#### [Record list]
========
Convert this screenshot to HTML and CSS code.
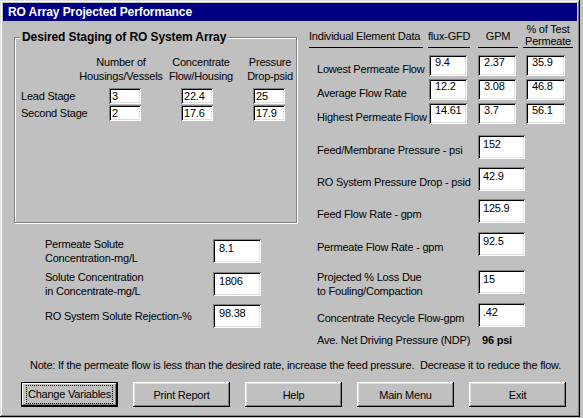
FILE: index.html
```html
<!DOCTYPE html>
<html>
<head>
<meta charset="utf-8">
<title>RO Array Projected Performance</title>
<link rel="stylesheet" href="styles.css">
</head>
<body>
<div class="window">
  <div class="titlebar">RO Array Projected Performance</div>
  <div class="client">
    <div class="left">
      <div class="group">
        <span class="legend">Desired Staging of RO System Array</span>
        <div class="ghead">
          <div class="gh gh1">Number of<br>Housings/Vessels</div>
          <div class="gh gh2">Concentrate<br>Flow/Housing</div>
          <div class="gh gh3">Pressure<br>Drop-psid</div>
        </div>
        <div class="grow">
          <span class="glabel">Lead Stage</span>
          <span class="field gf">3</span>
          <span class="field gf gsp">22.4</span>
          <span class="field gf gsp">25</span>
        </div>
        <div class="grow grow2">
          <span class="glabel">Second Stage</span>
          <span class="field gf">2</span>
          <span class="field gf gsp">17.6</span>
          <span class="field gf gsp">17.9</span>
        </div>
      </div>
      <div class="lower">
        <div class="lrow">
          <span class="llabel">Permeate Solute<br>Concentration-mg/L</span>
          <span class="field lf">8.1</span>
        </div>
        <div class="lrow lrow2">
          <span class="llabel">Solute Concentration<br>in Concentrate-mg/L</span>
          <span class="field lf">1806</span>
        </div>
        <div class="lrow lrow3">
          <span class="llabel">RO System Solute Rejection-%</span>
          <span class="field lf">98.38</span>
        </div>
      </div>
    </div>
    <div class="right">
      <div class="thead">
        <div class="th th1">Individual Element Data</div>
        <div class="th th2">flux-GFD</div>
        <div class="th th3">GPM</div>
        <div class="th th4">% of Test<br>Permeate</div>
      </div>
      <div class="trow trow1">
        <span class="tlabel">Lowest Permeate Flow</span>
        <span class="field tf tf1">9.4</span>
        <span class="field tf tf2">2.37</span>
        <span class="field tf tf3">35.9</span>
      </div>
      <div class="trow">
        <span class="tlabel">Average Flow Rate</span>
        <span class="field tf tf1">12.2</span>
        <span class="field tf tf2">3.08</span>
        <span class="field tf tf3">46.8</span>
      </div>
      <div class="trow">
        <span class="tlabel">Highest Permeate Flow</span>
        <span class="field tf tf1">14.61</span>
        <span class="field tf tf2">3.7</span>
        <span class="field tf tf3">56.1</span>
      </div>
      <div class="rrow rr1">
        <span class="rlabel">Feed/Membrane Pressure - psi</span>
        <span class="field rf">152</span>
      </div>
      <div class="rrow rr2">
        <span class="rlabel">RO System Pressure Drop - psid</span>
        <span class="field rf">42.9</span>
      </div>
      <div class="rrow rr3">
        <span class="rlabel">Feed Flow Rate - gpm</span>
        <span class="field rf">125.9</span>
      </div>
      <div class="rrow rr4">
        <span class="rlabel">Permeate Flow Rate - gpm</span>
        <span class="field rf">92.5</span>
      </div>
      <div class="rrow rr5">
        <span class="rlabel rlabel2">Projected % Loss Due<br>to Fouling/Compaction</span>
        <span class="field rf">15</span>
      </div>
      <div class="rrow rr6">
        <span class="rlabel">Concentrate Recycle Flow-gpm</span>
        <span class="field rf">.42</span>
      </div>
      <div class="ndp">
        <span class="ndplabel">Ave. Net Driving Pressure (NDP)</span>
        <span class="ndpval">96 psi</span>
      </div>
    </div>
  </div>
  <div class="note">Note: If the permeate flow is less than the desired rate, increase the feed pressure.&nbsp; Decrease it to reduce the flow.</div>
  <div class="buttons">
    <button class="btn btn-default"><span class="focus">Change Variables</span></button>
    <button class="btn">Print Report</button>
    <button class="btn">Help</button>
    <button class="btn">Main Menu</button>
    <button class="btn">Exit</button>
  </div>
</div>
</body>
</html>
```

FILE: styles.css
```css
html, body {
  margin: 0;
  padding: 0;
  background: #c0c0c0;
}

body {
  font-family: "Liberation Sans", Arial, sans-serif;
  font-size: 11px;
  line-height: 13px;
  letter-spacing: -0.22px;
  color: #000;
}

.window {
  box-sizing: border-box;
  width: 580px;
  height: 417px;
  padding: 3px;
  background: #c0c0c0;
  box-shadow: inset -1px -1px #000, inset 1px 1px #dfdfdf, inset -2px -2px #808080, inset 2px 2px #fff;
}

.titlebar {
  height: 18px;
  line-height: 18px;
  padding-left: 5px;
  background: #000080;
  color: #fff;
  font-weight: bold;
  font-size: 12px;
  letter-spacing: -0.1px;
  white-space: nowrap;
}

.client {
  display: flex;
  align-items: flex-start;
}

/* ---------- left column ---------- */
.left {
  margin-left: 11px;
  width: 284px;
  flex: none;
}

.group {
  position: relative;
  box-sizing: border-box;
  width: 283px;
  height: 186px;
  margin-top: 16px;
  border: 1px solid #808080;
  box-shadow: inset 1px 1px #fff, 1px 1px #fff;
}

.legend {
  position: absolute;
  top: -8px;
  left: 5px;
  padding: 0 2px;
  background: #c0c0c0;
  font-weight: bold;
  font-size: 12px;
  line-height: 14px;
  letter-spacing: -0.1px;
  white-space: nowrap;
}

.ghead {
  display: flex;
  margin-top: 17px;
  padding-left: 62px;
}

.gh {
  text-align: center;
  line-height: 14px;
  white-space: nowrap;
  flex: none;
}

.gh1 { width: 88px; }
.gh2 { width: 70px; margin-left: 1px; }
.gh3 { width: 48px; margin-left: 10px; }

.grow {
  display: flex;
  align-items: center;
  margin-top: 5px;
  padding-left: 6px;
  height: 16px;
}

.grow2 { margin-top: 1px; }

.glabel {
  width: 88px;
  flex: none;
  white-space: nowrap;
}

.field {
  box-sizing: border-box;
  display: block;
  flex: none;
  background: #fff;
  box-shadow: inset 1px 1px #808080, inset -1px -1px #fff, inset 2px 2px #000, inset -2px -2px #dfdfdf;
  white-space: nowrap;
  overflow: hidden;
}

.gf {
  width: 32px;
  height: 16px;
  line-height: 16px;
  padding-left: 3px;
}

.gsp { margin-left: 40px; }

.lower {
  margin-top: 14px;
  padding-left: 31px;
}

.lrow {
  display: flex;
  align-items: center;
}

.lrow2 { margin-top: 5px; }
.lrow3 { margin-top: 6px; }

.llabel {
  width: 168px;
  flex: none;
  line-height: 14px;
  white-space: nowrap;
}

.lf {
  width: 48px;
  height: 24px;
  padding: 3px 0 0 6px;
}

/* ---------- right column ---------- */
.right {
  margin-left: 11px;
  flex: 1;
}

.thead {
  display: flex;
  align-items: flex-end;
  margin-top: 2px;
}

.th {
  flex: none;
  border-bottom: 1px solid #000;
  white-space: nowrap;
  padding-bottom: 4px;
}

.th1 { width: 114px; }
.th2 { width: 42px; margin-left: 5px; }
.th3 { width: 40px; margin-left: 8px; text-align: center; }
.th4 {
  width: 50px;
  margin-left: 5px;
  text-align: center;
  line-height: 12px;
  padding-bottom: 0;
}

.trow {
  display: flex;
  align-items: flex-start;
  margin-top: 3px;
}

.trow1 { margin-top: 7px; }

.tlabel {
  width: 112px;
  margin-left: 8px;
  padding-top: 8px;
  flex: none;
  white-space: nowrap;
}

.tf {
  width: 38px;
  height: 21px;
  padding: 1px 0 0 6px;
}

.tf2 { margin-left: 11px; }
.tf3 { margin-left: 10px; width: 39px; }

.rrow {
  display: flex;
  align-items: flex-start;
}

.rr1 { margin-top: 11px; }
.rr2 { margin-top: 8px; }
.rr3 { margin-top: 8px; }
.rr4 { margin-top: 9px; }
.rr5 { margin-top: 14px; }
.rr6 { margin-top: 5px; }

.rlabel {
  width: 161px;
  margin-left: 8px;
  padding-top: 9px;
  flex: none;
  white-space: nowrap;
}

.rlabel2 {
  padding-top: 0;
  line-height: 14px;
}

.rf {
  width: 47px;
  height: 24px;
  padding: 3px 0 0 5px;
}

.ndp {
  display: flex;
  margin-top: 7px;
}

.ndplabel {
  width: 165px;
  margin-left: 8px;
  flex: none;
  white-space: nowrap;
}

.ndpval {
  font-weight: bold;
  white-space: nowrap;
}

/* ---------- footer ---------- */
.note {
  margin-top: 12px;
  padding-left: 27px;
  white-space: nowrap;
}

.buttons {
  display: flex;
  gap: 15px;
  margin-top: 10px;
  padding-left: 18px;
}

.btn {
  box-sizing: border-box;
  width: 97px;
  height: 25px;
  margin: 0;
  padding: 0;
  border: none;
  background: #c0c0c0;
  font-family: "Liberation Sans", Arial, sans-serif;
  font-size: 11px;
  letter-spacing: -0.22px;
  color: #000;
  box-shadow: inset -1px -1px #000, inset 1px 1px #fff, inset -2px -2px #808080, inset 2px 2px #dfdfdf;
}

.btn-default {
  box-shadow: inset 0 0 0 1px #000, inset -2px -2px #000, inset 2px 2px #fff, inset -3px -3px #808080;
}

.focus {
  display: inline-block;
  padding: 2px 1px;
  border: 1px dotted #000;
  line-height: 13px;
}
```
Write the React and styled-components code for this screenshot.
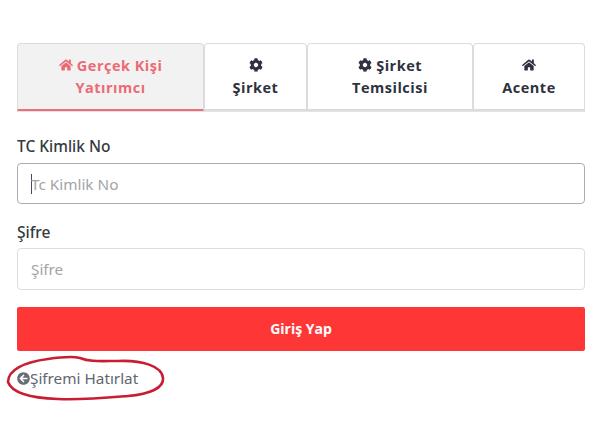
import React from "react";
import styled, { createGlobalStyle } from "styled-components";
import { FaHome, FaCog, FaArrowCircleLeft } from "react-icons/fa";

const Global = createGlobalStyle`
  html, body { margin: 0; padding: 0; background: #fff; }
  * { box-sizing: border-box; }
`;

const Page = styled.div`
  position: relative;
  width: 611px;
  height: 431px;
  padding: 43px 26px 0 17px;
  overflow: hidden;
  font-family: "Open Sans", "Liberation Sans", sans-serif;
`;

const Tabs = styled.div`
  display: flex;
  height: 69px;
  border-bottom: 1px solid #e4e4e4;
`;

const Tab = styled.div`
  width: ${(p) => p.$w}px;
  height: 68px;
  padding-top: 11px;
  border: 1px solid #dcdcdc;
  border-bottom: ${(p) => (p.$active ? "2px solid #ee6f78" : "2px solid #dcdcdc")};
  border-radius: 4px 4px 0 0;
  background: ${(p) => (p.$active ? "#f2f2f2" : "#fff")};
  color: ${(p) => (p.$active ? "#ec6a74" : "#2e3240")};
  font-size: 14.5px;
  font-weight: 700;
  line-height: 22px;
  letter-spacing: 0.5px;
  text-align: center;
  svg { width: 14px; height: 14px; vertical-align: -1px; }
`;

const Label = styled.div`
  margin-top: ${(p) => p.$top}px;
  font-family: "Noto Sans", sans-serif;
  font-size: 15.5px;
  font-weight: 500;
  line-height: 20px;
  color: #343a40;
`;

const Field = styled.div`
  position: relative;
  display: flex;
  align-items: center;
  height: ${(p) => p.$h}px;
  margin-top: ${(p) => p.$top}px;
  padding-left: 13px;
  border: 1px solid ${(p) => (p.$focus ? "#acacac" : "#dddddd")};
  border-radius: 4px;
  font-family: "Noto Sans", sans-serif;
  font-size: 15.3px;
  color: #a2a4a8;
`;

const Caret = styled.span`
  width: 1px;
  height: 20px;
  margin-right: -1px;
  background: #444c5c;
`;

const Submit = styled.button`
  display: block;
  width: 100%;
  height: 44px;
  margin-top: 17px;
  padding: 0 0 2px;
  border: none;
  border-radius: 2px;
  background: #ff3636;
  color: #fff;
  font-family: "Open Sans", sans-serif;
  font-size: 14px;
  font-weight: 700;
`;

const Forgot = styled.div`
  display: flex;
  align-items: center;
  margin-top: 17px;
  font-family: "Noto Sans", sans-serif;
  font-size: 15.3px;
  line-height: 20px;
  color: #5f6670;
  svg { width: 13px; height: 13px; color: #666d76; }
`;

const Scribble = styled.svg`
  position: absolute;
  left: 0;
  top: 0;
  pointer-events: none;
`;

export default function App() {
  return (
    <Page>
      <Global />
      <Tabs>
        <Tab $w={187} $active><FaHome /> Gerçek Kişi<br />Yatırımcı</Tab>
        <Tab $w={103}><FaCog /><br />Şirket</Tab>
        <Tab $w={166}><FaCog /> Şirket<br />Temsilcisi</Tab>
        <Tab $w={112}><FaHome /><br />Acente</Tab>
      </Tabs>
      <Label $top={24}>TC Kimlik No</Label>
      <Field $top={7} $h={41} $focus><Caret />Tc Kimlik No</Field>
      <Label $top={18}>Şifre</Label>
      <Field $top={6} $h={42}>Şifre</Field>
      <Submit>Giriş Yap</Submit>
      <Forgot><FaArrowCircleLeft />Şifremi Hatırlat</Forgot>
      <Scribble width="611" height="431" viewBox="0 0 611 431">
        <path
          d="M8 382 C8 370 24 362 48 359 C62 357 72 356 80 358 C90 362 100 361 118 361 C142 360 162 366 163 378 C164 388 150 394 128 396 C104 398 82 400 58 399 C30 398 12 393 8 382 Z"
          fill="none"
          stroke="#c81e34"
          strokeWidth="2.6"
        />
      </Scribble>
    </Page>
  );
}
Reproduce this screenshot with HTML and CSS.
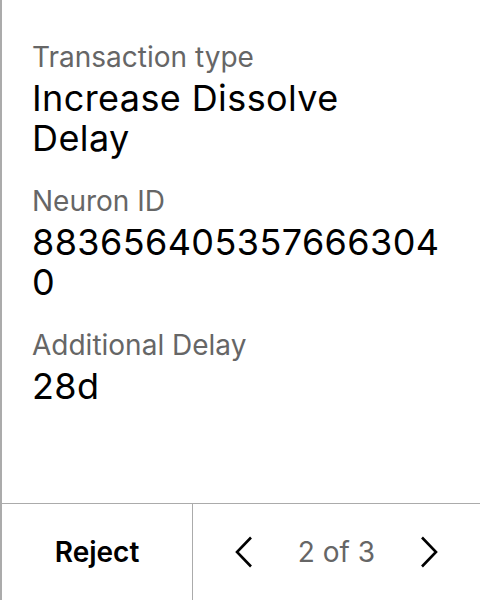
========
#### [Exercise goal]
Search the material above for "styled". Pull out each line where it shows up.

#### [Expected answer]
Write the React and styled-components code for this screenshot.
import styled, { createGlobalStyle } from "styled-components";
const Page = styled.div`
const Tabs = styled.div`
const Tab = styled.div`
const Label = styled.div`
const Field = styled.div`
const Caret = styled.span`
const Submit = styled.button`
const Forgot = styled.div`
const Scribble = styled.svg`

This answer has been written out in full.